A highlight of her career there was premiering John Adams’s Violin Concerto, commissioned for Fleezanis by the Minnesota Orchestra, with conductor Edo de Waart leading the first performances in 1994.

While with the Minnesota Orchestra, Fleezanis was named an adjunct faculty member at the University of Minnesota School of Music. Throughout her career, she held guest artist and teaching roles — with the San Francisco Conservatory of Music (1981–1989), the New World Symphony (1988–2017), the Round Top Festival Institute in Texas (1990–2007), Music@Menlo (2003–2008), Music Academy of the West (2013–2022), and also Boston Conservatory, The Juilliard School, Interlochen Arts Academy and Summer Camp, and the Indiana University Jacobs School of Music.

Fleezanis was married to music critic Michael Steinberg, who died in 2009. She had established a fund in his honor. Interviewed by Steinberg on a St. Paul Sunday program, Fleezanis talked about violins:

“Mine is a Lorenzo Storioni from the 1780s, but I’ll be using [at a Beethoven recital] other strings — a gut-wound Oliv G, a gut-wound Eudoxa D, and gut A and E. Actually, I’m not completely sure about the A, that may turn out to be gut-wound as well. My guru on these matters is Andrew Dipper, a wonderful English luthier who works in the Claire Givens shop here in Minneapolis.

“This is a slippery issue, this matter of gut strings. I love the color vocabulary they allow, but I’m also aware that even in the early 19th century there were players who were dissatisfied with them and frustrated by their breakability and by the difficulty of keeping them in tune and who were therefore experimenting with wound strings.

“You could almost say that the whole of the 19th century and the first half the 20th was one gigantic transitional and experimental period. As for the bow I’ll be using, it’s early 19th-century English. One tricky thing is that much of the time while these Beethoven concerts are going on, I’ll be having to do my regular orchestra job with the likes of [Olivier] Messiaen’s Turangalîla, which means that I might be getting a little schizzy.”

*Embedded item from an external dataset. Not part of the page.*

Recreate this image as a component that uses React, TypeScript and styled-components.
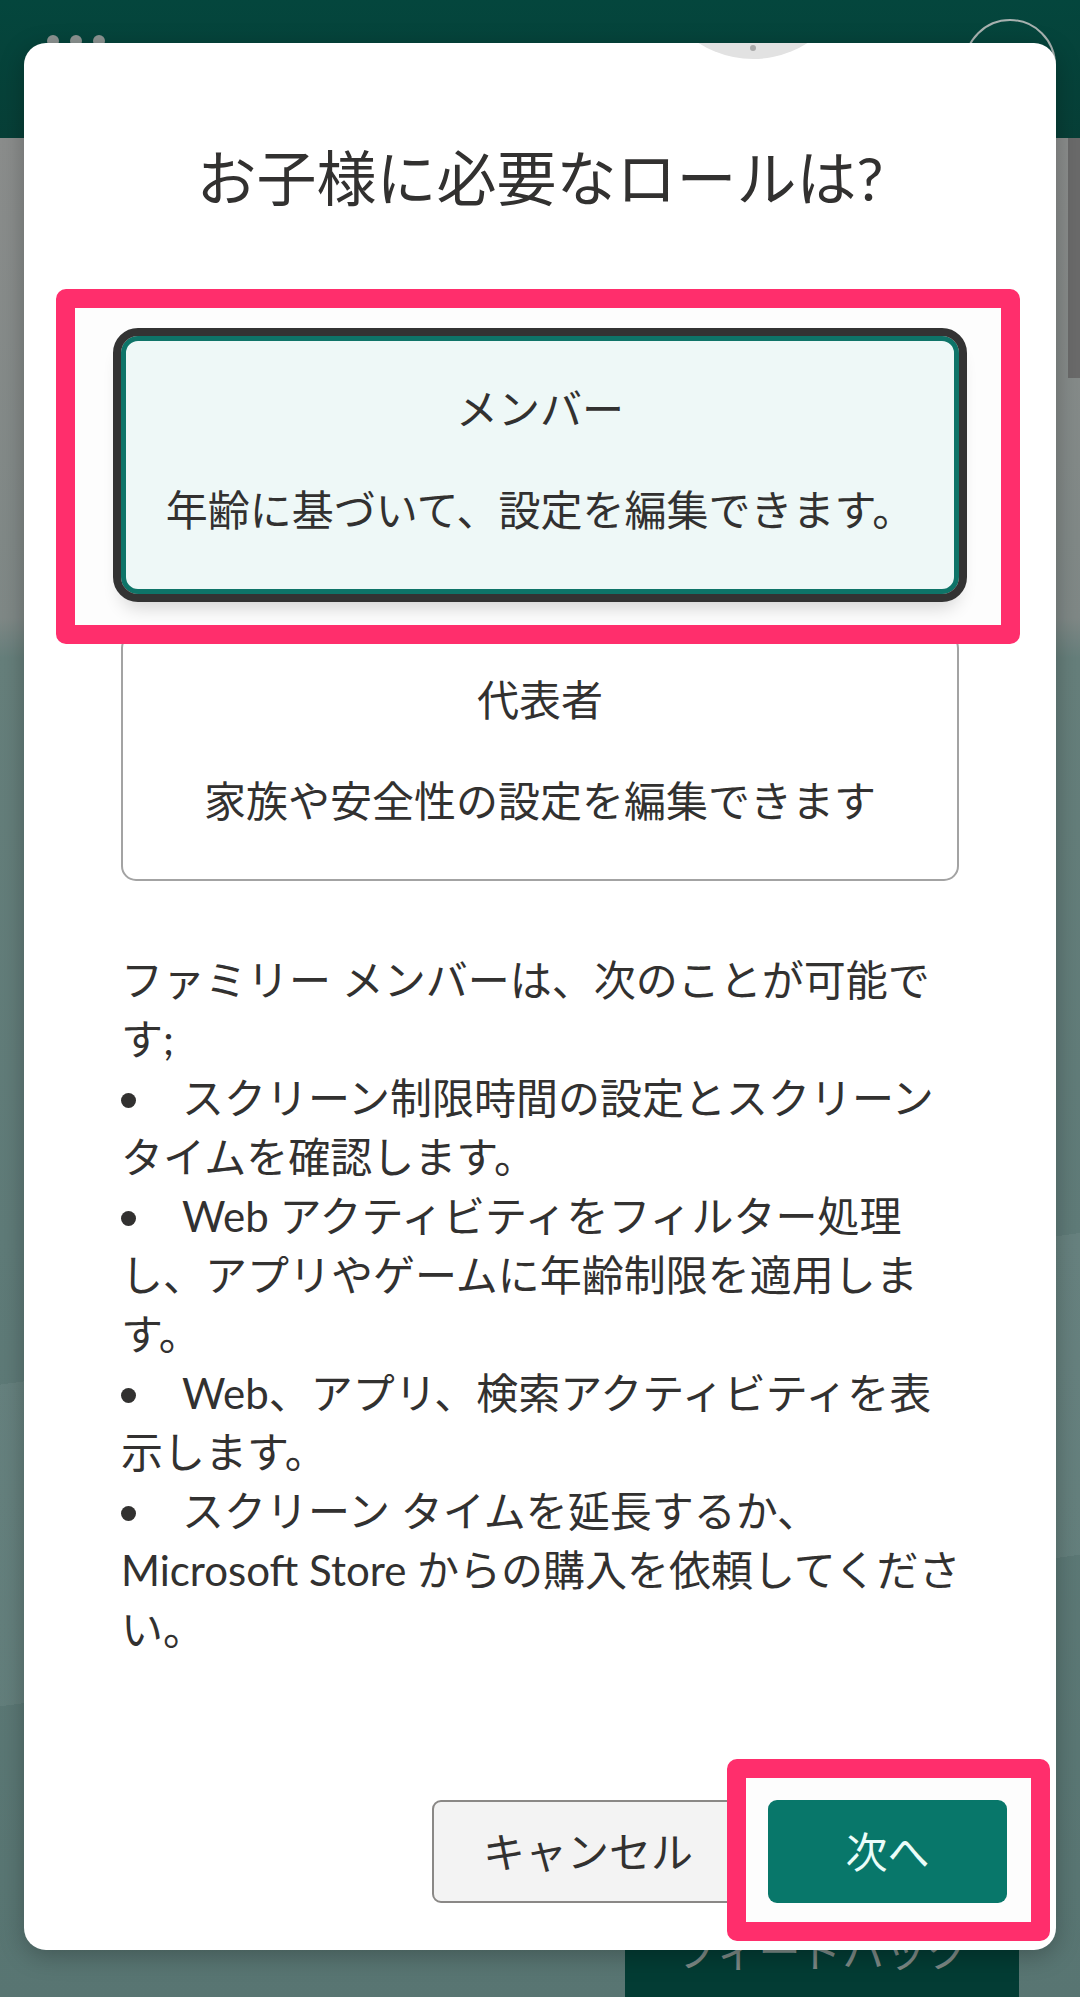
import React from 'react';
import styled, { createGlobalStyle } from 'styled-components';

const GlobalStyle = createGlobalStyle`
  html, body {
    margin: 0;
    padding: 0;
    background: #5d7a77;
  }
  * {
    box-sizing: border-box;
  }
`;

const FONT = `"Lato", "Noto Sans CJK JP", sans-serif`;

const Page = styled.div`
  position: relative;
  width: 1080px;
  height: 1997px;
  overflow: hidden;
  display: flex;
  flex-direction: column;
  font-family: ${FONT};
`;

const AppHeader = styled.header`
  position: relative;
  height: 138px;
  flex-shrink: 0;
  background: linear-gradient(180deg, #04463d 0%, #073f37 100%);
  display: flex;
  align-items: flex-start;
  padding: 35px 0 0 47px;
`;

const MoreDots = styled.div`
  display: flex;
  gap: 11px;
`;

const Dot = styled.span`
  width: 12px;
  height: 12px;
  border-radius: 50%;
  background: #8c9391;
`;

const Ring = styled.div`
  position: absolute;
  left: 964px;
  top: 19px;
  width: 92px;
  height: 92px;
  border-radius: 50%;
  border: 2px solid #a7b1af;
`;

const Backdrop = styled.div`
  position: relative;
  flex: 1;
  background:
    linear-gradient(172deg, transparent 0 62%, rgba(255, 255, 255, 0.05) 62% 78%, transparent 78%),
    linear-gradient(180deg, #8b8d8c 0px, #7f8886 480px, #667f7b 520px, #5f7b78 1100px, #587572 1860px);
`;

const ScrollThumb = styled.div`
  position: absolute;
  right: 0;
  top: 0;
  width: 12px;
  height: 240px;
  background: #6a6a6a;
`;

const FeedbackButton = styled.div`
  position: absolute;
  left: 625px;
  top: 1780px;
  width: 394px;
  height: 130px;
  border-radius: 16px;
  background: #033c34;
  color: #7b8784;
  font-size: 42px;
  display: flex;
  justify-content: center;
`;

const Dialog = styled.section`
  position: absolute;
  left: 24px;
  top: 43px;
  width: 1032px;
  height: 1907px;
  border-radius: 22px;
  overflow: hidden;
  background: #ffffff;
  box-shadow: 0 6px 24px rgba(0, 0, 0, 0.25);
  display: flex;
  flex-direction: column;
  padding: 98px 49px 47px;
  color: #323130;
`;

const Illustration = styled.div`
  position: absolute;
  left: 628px;
  top: -186px;
  width: 202px;
  height: 202px;
  border-radius: 50%;
  background: #e2e2e2;
  &::after {
    content: '';
    position: absolute;
    left: 98px;
    top: 188px;
    width: 6px;
    height: 6px;
    border-radius: 50%;
    background: #a9a9a9;
  }
`;

const Title = styled.h1`
  margin: 0 0 120px;
  font-size: 60px;
  line-height: 75px;
  font-weight: 400;
  text-align: center;
  color: #323130;
`;

const Column = styled.div`
  padding: 0 48px;
  display: flex;
  flex-direction: column;
`;

const Highlight = styled.div<{ $top: number; $right: number; $bottom: number; $left: number }>`
  position: relative;
  z-index: 1;
  &::before {
    content: '';
    position: absolute;
    z-index: -1;
    top: -${(p) => p.$top}px;
    right: -${(p) => p.$right}px;
    bottom: -${(p) => p.$bottom}px;
    left: -${(p) => p.$left}px;
    border: 19px solid #ff2e6c;
    border-radius: 10px;
    background: #fdfdfd;
  }
`;

const RoleCard = styled.div<{ $selected?: boolean }>`
  display: flex;
  flex-direction: column;
  align-items: center;
  gap: 42px;
  border-radius: ${(p) => (p.$selected ? '17px' : '15px')};
  border: ${(p) => (p.$selected ? '5px solid #0e7468' : '2px solid #a3a3a3')};
  background: ${(p) => (p.$selected ? '#eef8f7' : '#ffffff')};
  padding: ${(p) => (p.$selected ? '39px 16px 49px' : '36px 16px 48px')};
  outline: ${(p) => (p.$selected ? '8px solid #333333' : 'none')};
  box-shadow: ${(p) => (p.$selected ? '0 14px 18px rgba(0, 0, 0, 0.16)' : 'none')};
`;

const SecondCard = styled.div`
  margin-top: 39px;
`;

const RoleName = styled.div`
  font-size: 42px;
  line-height: 59px;
`;

const RoleDesc = styled.div`
  font-size: 42px;
  line-height: 59px;
  white-space: nowrap;
`;

const Info = styled.div`
  margin: 70px -6px 0 0;
  font-size: 42px;
  line-height: 59px;
  color: #323130;
`;

const Bullet = styled.span`
  display: inline-block;
  width: 15px;
  height: 15px;
  margin-right: 46px;
  border-radius: 50%;
  background: #323130;
  vertical-align: middle;
  position: relative;
  top: -3px;
`;

const Spacer = styled.div`
  flex: 1;
`;

const ButtonRow = styled.div`
  display: flex;
  justify-content: flex-end;
  gap: 24px;
`;

const Button = styled.button<{ $primary?: boolean }>`
  height: 103px;
  width: ${(p) => (p.$primary ? '239px' : '312px')};
  border-radius: 9px;
  font-family: ${FONT};
  font-size: 42px;
  cursor: pointer;
  background: ${(p) => (p.$primary ? '#08776a' : '#f3f3f3')};
  color: ${(p) => (p.$primary ? '#eafdf9' : '#323130')};
  border: ${(p) => (p.$primary ? 'none' : '2px solid #8a8886')};
  display: flex;
  align-items: center;
  justify-content: center;
  padding: 0 0 4px;
`;

export default function App() {
  return (
    <>
      <GlobalStyle />
      <Page>
        <AppHeader>
          <MoreDots>
            <Dot />
            <Dot />
            <Dot />
          </MoreDots>
          <Ring />
        </AppHeader>
        <Backdrop>
          <ScrollThumb />
          <FeedbackButton>フィードバック</FeedbackButton>
        </Backdrop>

        <Dialog role="dialog">
          <Illustration />
          <Title>お子様に必要なロールは?</Title>
          <Column>
            <Highlight $top={47} $right={61} $bottom={50} $left={65}>
              <RoleCard $selected>
                <RoleName>メンバー</RoleName>
                <RoleDesc>年齢に基づいて、設定を編集できます。</RoleDesc>
              </RoleCard>
            </Highlight>
            <SecondCard>
              <RoleCard>
                <RoleName>代表者</RoleName>
                <RoleDesc>家族や安全性の設定を編集できます</RoleDesc>
              </RoleCard>
            </SecondCard>
            <Info>
              <div>ファミリー メンバーは、次のことが可能です;</div>
              <div>
                <Bullet />スクリーン制限時間の設定とスクリーン タイムを確認します。
              </div>
              <div>
                <Bullet />Web アクティビティをフィルター処理し、アプリやゲームに年齢制限を適用します。
              </div>
              <div>
                <Bullet />Web、アプリ、検索アクティビティを表示します。
              </div>
              <div>
                <Bullet />スクリーン タイムを延長するか、Microsoft Store からの購入を依頼してください。
              </div>
            </Info>
          </Column>
          <Spacer />
          <ButtonRow>
            <Button>キャンセル</Button>
            <Highlight $top={41} $right={43} $bottom={38} $left={41}>
              <Button $primary>次へ</Button>
            </Highlight>
          </ButtonRow>
        </Dialog>
      </Page>
    </>
  );
}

Jorja Fleezanis and Michael Steinberg
Jorja Fleezanis and Michael Steinberg at the MacPhail Center for Music

Violinist Gaia Ramsdell said of Fleezanis: “She completely changed my life, and reading through all the posts and messages, I’m struck by just how many more musical lives she changed, just how many people and musicians [exist] who would truly not be who they are without her influence and guidance.

“Our private studio at [Indiana University] was always small because every single Jacobs student enrolled in orchestra was also a student of Jorja’s. You couldn’t be in a musical room with her in it without learning from her, getting alternately inspired or lovingly pestered by her to do better — she noticed everything. It always made me laugh at the beginning of a school year to see her in orchestra rehearsal, poking her bow at some new student and whispering, ‘You’re not watching here!’ or ‘Wrong part of the bow!’ and the student’s totally bewildered expression as to who she was or what was happening.

“I’ve never met anyone as committed to anything the way Jorja committed herself to music and to teaching musicians. She taught me the true meaning of commitment, that if you were going to bother to learn a piece, that meant learning to devote yourself to every single phrase, to every single beat, to every single marking and every single rest on that page. (‘FEEL the rest,’ she would say. ‘ְIt’s not just empty space, there’s MUSIC going on here.’) Jorja was adamant that music making did not exist in a vacuum — music was art, and art was everything, the very expression of life itself; she was always finding new ways to teach us that.”